EXERCISE AIM:
Write out the listing below without alteration, omitting its pictures.

DATA SEGMENT:

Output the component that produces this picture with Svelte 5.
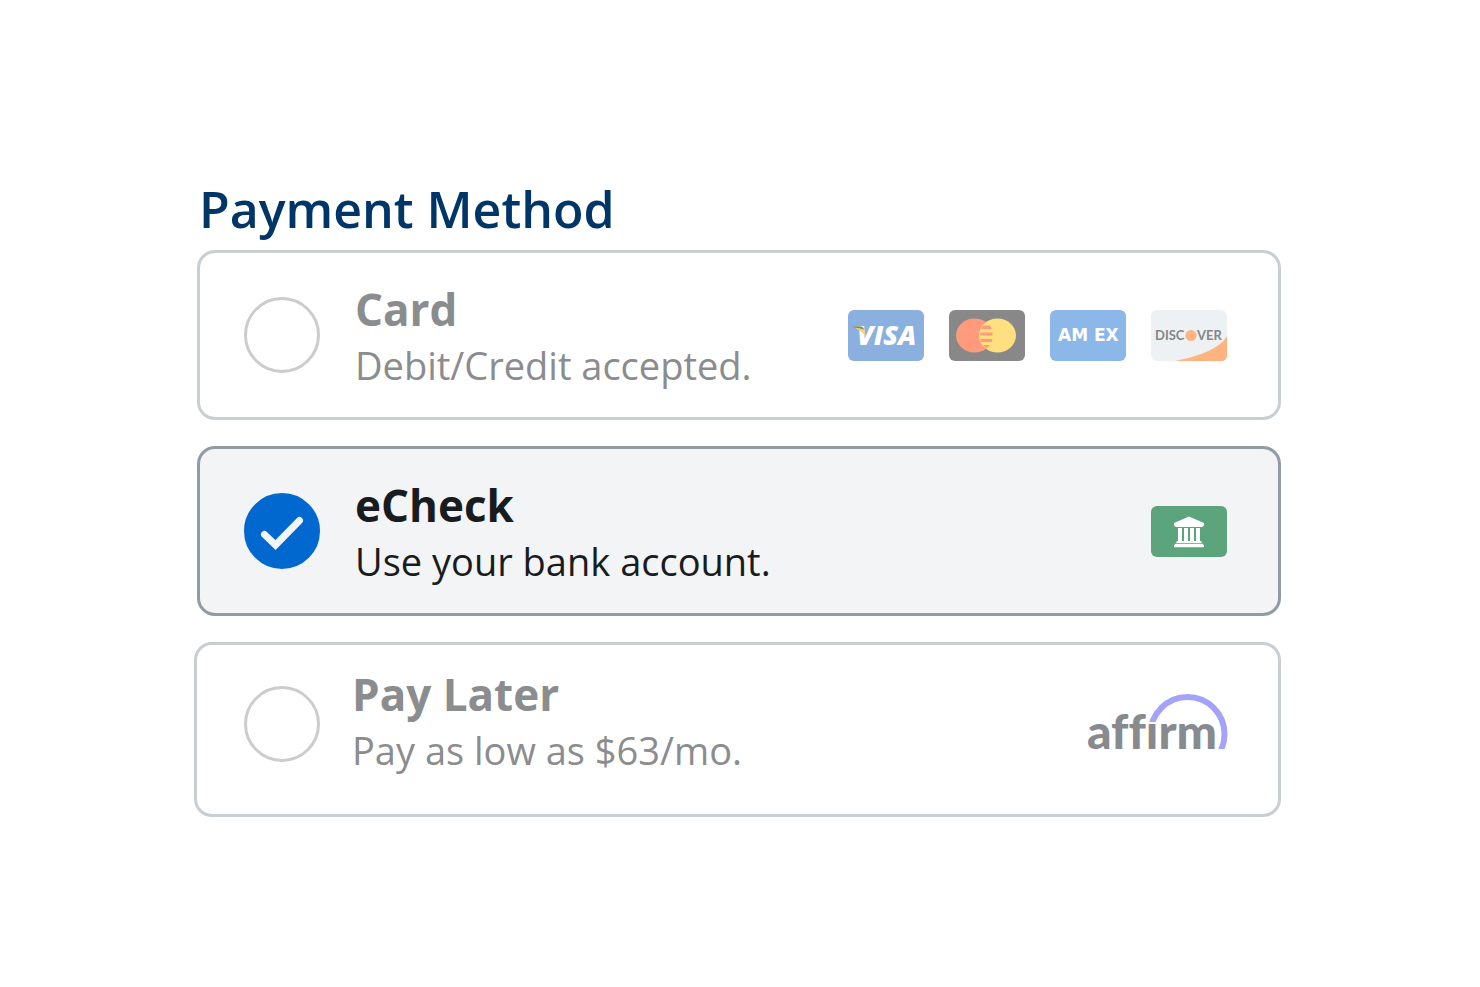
<script lang="ts">
	let selected = $state('echeck');

	const options = [
		{ id: 'card', title: 'Card', text: 'Debit/Credit accepted.' },
		{ id: 'echeck', title: 'eCheck', text: 'Use your bank account.' },
		{ id: 'later', title: 'Pay Later', text: 'Pay as low as $63/mo.' },
	];
</script>

<main>
	<fieldset>
		<legend>Payment Method</legend>

		<div class="options">
			{#each options as option}
				<label class="option {option.id}" class:active={selected === option.id}>
					<span class="radio">
						<input type="radio" name="method" value={option.id} bind:group={selected} />
						{#if selected === option.id}
							<svg class="check" viewBox="0 0 76 76" aria-hidden="true">
								<path d="M20.500 41.500 31.500 52 55.500 27.500" />
							</svg>
						{/if}
					</span>

					<span class="copy">
						<span class="title">{option.title}</span>
						<span class="text">{option.text}</span>
					</span>

					{#if option.id === 'card'}
						<span class="logos">
							<svg class="logo" viewBox="0 0 76 51" role="img" aria-label="Visa">
								<rect width="76" height="51" rx="6" fill="#89b0df" />
								<text class="visa" x="9" y="35">VISA</text>
								<path d="M6 16.500h7q3 .5 3.500 4l1.500 7q-3-6-12-10z" fill="#f3d27c" />
								<path d="M5.500 16.500H13q2.500 .5 3 3-4.500-1.500-10.500-2z" fill="#7d8a62" />
							</svg>
							<svg class="logo" viewBox="0 0 76 51" role="img" aria-label="Mastercard">
								<rect width="76" height="51" rx="6" fill="#888" />
								<ellipse cx="25.500" cy="25.500" rx="18.500" ry="17" fill="#ff9b7c" />
								<ellipse cx="48.500" cy="25.500" rx="18.500" ry="17" fill="#ffdf80" />
								<path
									d="M34 15.500h7l1.500 3.500H32.500zM31.500 22.500h12v3H31zM31 29h12.500l-1 3H32zM34 35h7l-3.500 3.500z"
									fill="#ff9b7c"
								/>
							</svg>
							<svg class="logo" viewBox="0 0 76 51" role="img" aria-label="American Express">
								<rect width="76" height="51" rx="6" fill="#8bb8e9" />
								<text class="amex" x="8" y="31">AM</text>
								<text class="amex" x="44" y="31">EX</text>
							</svg>
							<svg class="logo" viewBox="0 0 76 51" role="img" aria-label="Discover">
								<rect width="76" height="51" rx="6" fill="#edf1f4" />
								<path d="M24 51C44 47 68 40 76 26v19q0 6-6 6z" fill="#ffb47f" />
								<text class="discover" x="4" y="30">DISC</text>
								<circle cx="40" cy="25.500" r="5.500" fill="#ffb47f" />
								<text class="discover" x="46" y="30">VER</text>
							</svg>
						</span>
					{:else if option.id === 'echeck'}
						<svg class="logo" viewBox="0 0 76 51" aria-hidden="true">
							<rect width="76" height="51" rx="6" fill="#5ca47b" />
							<path
								d="M38 10.500 53 17v2.500l-2 1.500H25l-2-1.500V17zM27 22h4v13h-4zM33 22h4v13h-4zM39 22h4v13h-4zM45 22h4v13h-4zM26 35h24l1 2H25zM24.500 37.800h27l1.500 1.500v2H23v-2z"
								fill="#fff"
							/>
						</svg>
					{:else}
						<svg class="affirm" viewBox="0 0 140 60" role="img" aria-label="Affirm">
							<clipPath id="arc">
								<path d="M50 0h91v55H100V28H50z" />
							</clipPath>
							<circle cx="100.500" cy="40" r="37" clip-path="url(#arc)" />
							<text x="0" y="55">affırm</text>
						</svg>
					{/if}
				</label>
			{/each}
		</div>
	</fieldset>
</main>

<style>
	:global(body) {
		margin: 0;
		background: #fff;
	}

	main {
		padding: 174px 199px 64px 197px;
		font-family: 'Open Sans', sans-serif;
	}

	fieldset {
		border: 0;
		margin: 0;
		min-width: 0;
		padding: 0;
	}

	legend {
		color: #003667;
		font-size: 50px;
		font-weight: 600;
		line-height: 70px;
		padding: 0 2px 6px;
	}

	.options {
		display: flex;
		flex-direction: column;
		gap: 26px;
	}

	.option {
		align-items: center;
		background: #fff;
		border: 3px solid #c8ced2;
		border-radius: 18px;
		box-sizing: border-box;
		color: #8b8c8d;
		cursor: pointer;
		display: flex;
		gap: 35px;
		min-height: 170px;
		padding: 0 51px 0 44px;
	}

	.option.active {
		background: #f3f4f6;
		border-color: #8f9ca5;
		color: #191c1f;
	}

	.option.later {
		gap: 32px;
		margin-left: -3px;
		min-height: 175px;
		padding-bottom: 12px;
		padding-left: 47px;
	}

	.later .copy {
		padding-bottom: 8px;
	}

	.radio {
		display: grid;
		flex: none;
	}

	.radio > * {
		grid-area: 1 / 1;
	}

	input {
		appearance: none;
		border: 3px solid #cbcccd;
		border-radius: 50%;
		box-sizing: border-box;
		cursor: pointer;
		height: 76px;
		margin: 0;
		width: 76px;
	}

	input:checked {
		background: #0068cf;
		border-color: #0068cf;
	}

	.check {
		fill: none;
		height: 76px;
		pointer-events: none;
		stroke: #f3f4f6;
		stroke-linecap: round;
		stroke-width: 7;
		width: 76px;
	}

	.copy {
		display: flex;
		flex: 1;
		flex-direction: column;
	}

	.title {
		font-size: 44px;
		font-weight: 700;
		line-height: 60px;
	}

	.text {
		font-size: 38px;
		line-height: 52px;
	}

	.logos {
		display: flex;
		gap: 25px;
	}

	.logo {
		flex: none;
		height: 51px;
		width: 76px;
	}

	.visa {
		fill: #fff;
		font-size: 27px;
		font-style: italic;
		font-weight: 800;
	}

	.amex {
		fill: #fff;
		font-family: 'DejaVu Sans', sans-serif;
		font-size: 17px;
		font-weight: 700;
	}

	.discover {
		fill: #858687;
		font-family: Lato, sans-serif;
		font-size: 13px;
		font-weight: 700;
	}

	.affirm {
		fill: #878a8e;
		flex: none;
		font-family: Lato, sans-serif;
		font-size: 48px;
		font-variant-ligatures: none;
		font-weight: 900;
		height: 60px;
		overflow: visible;
		width: 140px;
	}

	.affirm circle {
		fill: none;
		stroke: #a4a3fc;
		stroke-width: 6;
	}
</style>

COMPLETE RESPONSE:
Output the component that produces this picture with Svelte 5.
<script lang="ts">
	let selected = $state('echeck');

	const options = [
		{ id: 'card', title: 'Card', text: 'Debit/Credit accepted.' },
		{ id: 'echeck', title: 'eCheck', text: 'Use your bank account.' },
		{ id: 'later', title: 'Pay Later', text: 'Pay as low as $63/mo.' },
	];
</script>

<main>
	<fieldset>
		<legend>Payment Method</legend>

		<div class="options">
			{#each options as option}
				<label class="option {option.id}" class:active={selected === option.id}>
					<span class="radio">
						<input type="radio" name="method" value={option.id} bind:group={selected} />
						{#if selected === option.id}
							<svg class="check" viewBox="0 0 76 76" aria-hidden="true">
								<path d="M20.500 41.500 31.500 52 55.500 27.500" />
							</svg>
						{/if}
					</span>

					<span class="copy">
						<span class="title">{option.title}</span>
						<span class="text">{option.text}</span>
					</span>

					{#if option.id === 'card'}
						<span class="logos">
							<svg class="logo" viewBox="0 0 76 51" role="img" aria-label="Visa">
								<rect width="76" height="51" rx="6" fill="#89b0df" />
								<text class="visa" x="9" y="35">VISA</text>
								<path d="M6 16.500h7q3 .5 3.500 4l1.500 7q-3-6-12-10z" fill="#f3d27c" />
								<path d="M5.500 16.500H13q2.500 .5 3 3-4.500-1.500-10.500-2z" fill="#7d8a62" />
							</svg>
							<svg class="logo" viewBox="0 0 76 51" role="img" aria-label="Mastercard">
								<rect width="76" height="51" rx="6" fill="#888" />
								<ellipse cx="25.500" cy="25.500" rx="18.500" ry="17" fill="#ff9b7c" />
								<ellipse cx="48.500" cy="25.500" rx="18.500" ry="17" fill="#ffdf80" />
								<path
									d="M34 15.500h7l1.500 3.500H32.500zM31.500 22.500h12v3H31zM31 29h12.500l-1 3H32zM34 35h7l-3.500 3.500z"
									fill="#ff9b7c"
								/>
							</svg>
							<svg class="logo" viewBox="0 0 76 51" role="img" aria-label="American Express">
								<rect width="76" height="51" rx="6" fill="#8bb8e9" />
								<text class="amex" x="8" y="31">AM</text>
								<text class="amex" x="44" y="31">EX</text>
							</svg>
							<svg class="logo" viewBox="0 0 76 51" role="img" aria-label="Discover">
								<rect width="76" height="51" rx="6" fill="#edf1f4" />
								<path d="M24 51C44 47 68 40 76 26v19q0 6-6 6z" fill="#ffb47f" />
								<text class="discover" x="4" y="30">DISC</text>
								<circle cx="40" cy="25.500" r="5.500" fill="#ffb47f" />
								<text class="discover" x="46" y="30">VER</text>
							</svg>
						</span>
					{:else if option.id === 'echeck'}
						<svg class="logo" viewBox="0 0 76 51" aria-hidden="true">
							<rect width="76" height="51" rx="6" fill="#5ca47b" />
							<path
								d="M38 10.500 53 17v2.500l-2 1.500H25l-2-1.500V17zM27 22h4v13h-4zM33 22h4v13h-4zM39 22h4v13h-4zM45 22h4v13h-4zM26 35h24l1 2H25zM24.500 37.800h27l1.500 1.500v2H23v-2z"
								fill="#fff"
							/>
						</svg>
					{:else}
						<svg class="affirm" viewBox="0 0 140 60" role="img" aria-label="Affirm">
							<clipPath id="arc">
								<path d="M50 0h91v55H100V28H50z" />
							</clipPath>
							<circle cx="100.500" cy="40" r="37" clip-path="url(#arc)" />
							<text x="0" y="55">affırm</text>
						</svg>
					{/if}
				</label>
			{/each}
		</div>
	</fieldset>
</main>

<style>
	:global(body) {
		margin: 0;
		background: #fff;
	}

	main {
		padding: 174px 199px 64px 197px;
		font-family: 'Open Sans', sans-serif;
	}

	fieldset {
		border: 0;
		margin: 0;
		min-width: 0;
		padding: 0;
	}

	legend {
		color: #003667;
		font-size: 50px;
		font-weight: 600;
		line-height: 70px;
		padding: 0 2px 6px;
	}

	.options {
		display: flex;
		flex-direction: column;
		gap: 26px;
	}

	.option {
		align-items: center;
		background: #fff;
		border: 3px solid #c8ced2;
		border-radius: 18px;
		box-sizing: border-box;
		color: #8b8c8d;
		cursor: pointer;
		display: flex;
		gap: 35px;
		min-height: 170px;
		padding: 0 51px 0 44px;
	}

	.option.active {
		background: #f3f4f6;
		border-color: #8f9ca5;
		color: #191c1f;
	}

	.option.later {
		gap: 32px;
		margin-left: -3px;
		min-height: 175px;
		padding-bottom: 12px;
		padding-left: 47px;
	}

	.later .copy {
		padding-bottom: 8px;
	}

	.radio {
		display: grid;
		flex: none;
	}

	.radio > * {
		grid-area: 1 / 1;
	}

	input {
		appearance: none;
		border: 3px solid #cbcccd;
		border-radius: 50%;
		box-sizing: border-box;
		cursor: pointer;
		height: 76px;
		margin: 0;
		width: 76px;
	}

	input:checked {
		background: #0068cf;
		border-color: #0068cf;
	}

	.check {
		fill: none;
		height: 76px;
		pointer-events: none;
		stroke: #f3f4f6;
		stroke-linecap: round;
		stroke-width: 7;
		width: 76px;
	}

	.copy {
		display: flex;
		flex: 1;
		flex-direction: column;
	}

	.title {
		font-size: 44px;
		font-weight: 700;
		line-height: 60px;
	}

	.text {
		font-size: 38px;
		line-height: 52px;
	}

	.logos {
		display: flex;
		gap: 25px;
	}

	.logo {
		flex: none;
		height: 51px;
		width: 76px;
	}

	.visa {
		fill: #fff;
		font-size: 27px;
		font-style: italic;
		font-weight: 800;
	}

	.amex {
		fill: #fff;
		font-family: 'DejaVu Sans', sans-serif;
		font-size: 17px;
		font-weight: 700;
	}

	.discover {
		fill: #858687;
		font-family: Lato, sans-serif;
		font-size: 13px;
		font-weight: 700;
	}

	.affirm {
		fill: #878a8e;
		flex: none;
		font-family: Lato, sans-serif;
		font-size: 48px;
		font-variant-ligatures: none;
		font-weight: 900;
		height: 60px;
		overflow: visible;
		width: 140px;
	}

	.affirm circle {
		fill: none;
		stroke: #a4a3fc;
		stroke-width: 6;
	}
</style>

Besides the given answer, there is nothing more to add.